# Karpfenangeln in Holland (Lemmer)



## L!mmerikkx (31. Juli 2009)

Hey Ho...  

Ich habe da mal eine Frage. Ich fahre nun schon seit ca 22 Jahren nach Holland, um genau zu sein nach Lemmer. Die Gewässer dort kenne ich in und auswendig wenn es um Raubfische geht. 
Vor einem Jahr habe ich mit dem Karpfenangeln in Deutschland angefangen und da stellte ich mir die Frage: "Hey, gibts nicht rund um Lemmer gute Karpfenstellen?!" 
Ich habe zwar noch nie von einem Karpfenfang dort gehört, aber die Hoffnung stirbt ja bekianntlich zuletzt.

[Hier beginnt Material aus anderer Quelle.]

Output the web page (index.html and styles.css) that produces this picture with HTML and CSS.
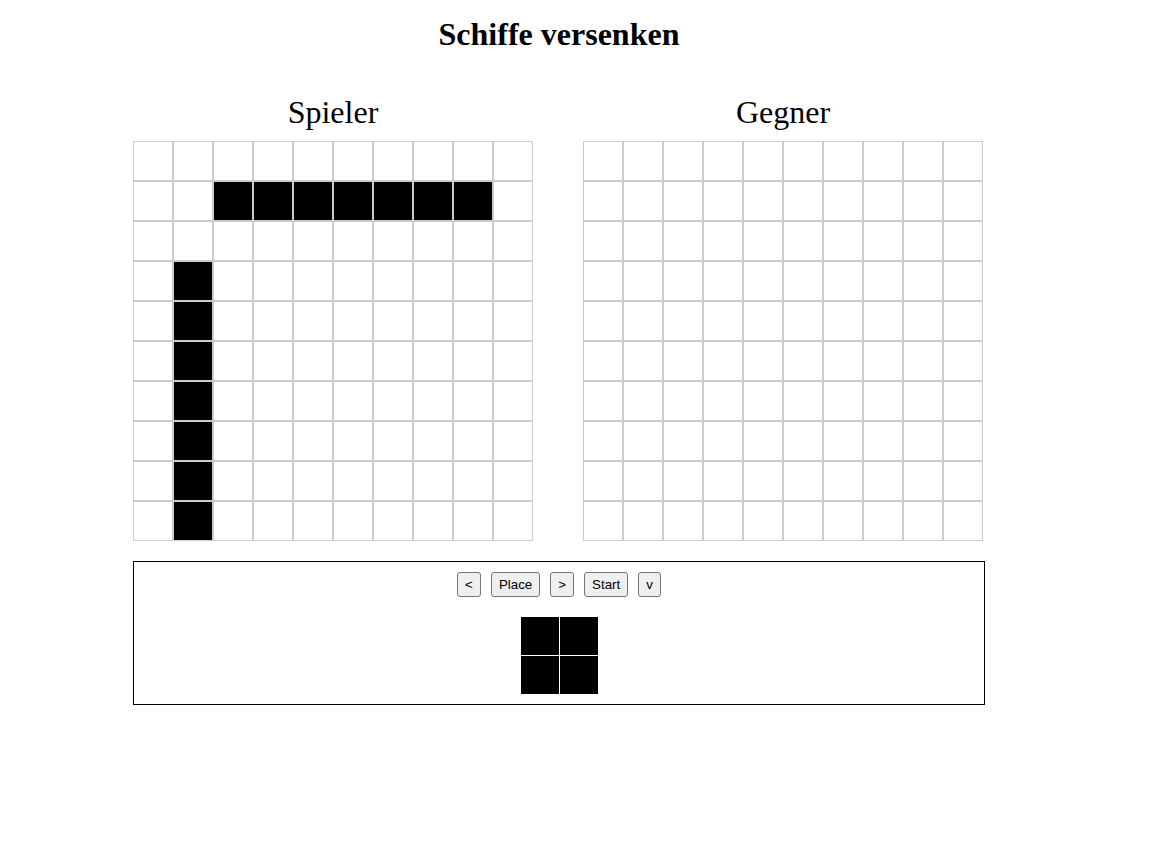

Also nochmal zu meiner Frage:

Hey, gibts nicht rund um Lemmer gute Karpfenstellen?!


----------



## L!mmerikkx (1. August 2009)

*AW: Karpfenangeln in Holland (Lemmer)*

Hat keiner ne Ahnung?!


----------



## L!mmerikkx (12. August 2009)

*AW: Karpfenangeln in Holland (Lemmer)*

na kommt schon gebt euch ein Ruck


----------



## kspr (24. August 2009)

*AW: Karpfenangeln in Holland (Lemmer)*

Karpfen ist realtiv schwierig in Holland zu fischen. Zum einen sind sie sehr rar, zum anderen gibt es einen riesigen bestand an brassen in den Poldern und Kanälen. Diese Schwärme sind meist früher am Futterplatz als die Karpfen selbst.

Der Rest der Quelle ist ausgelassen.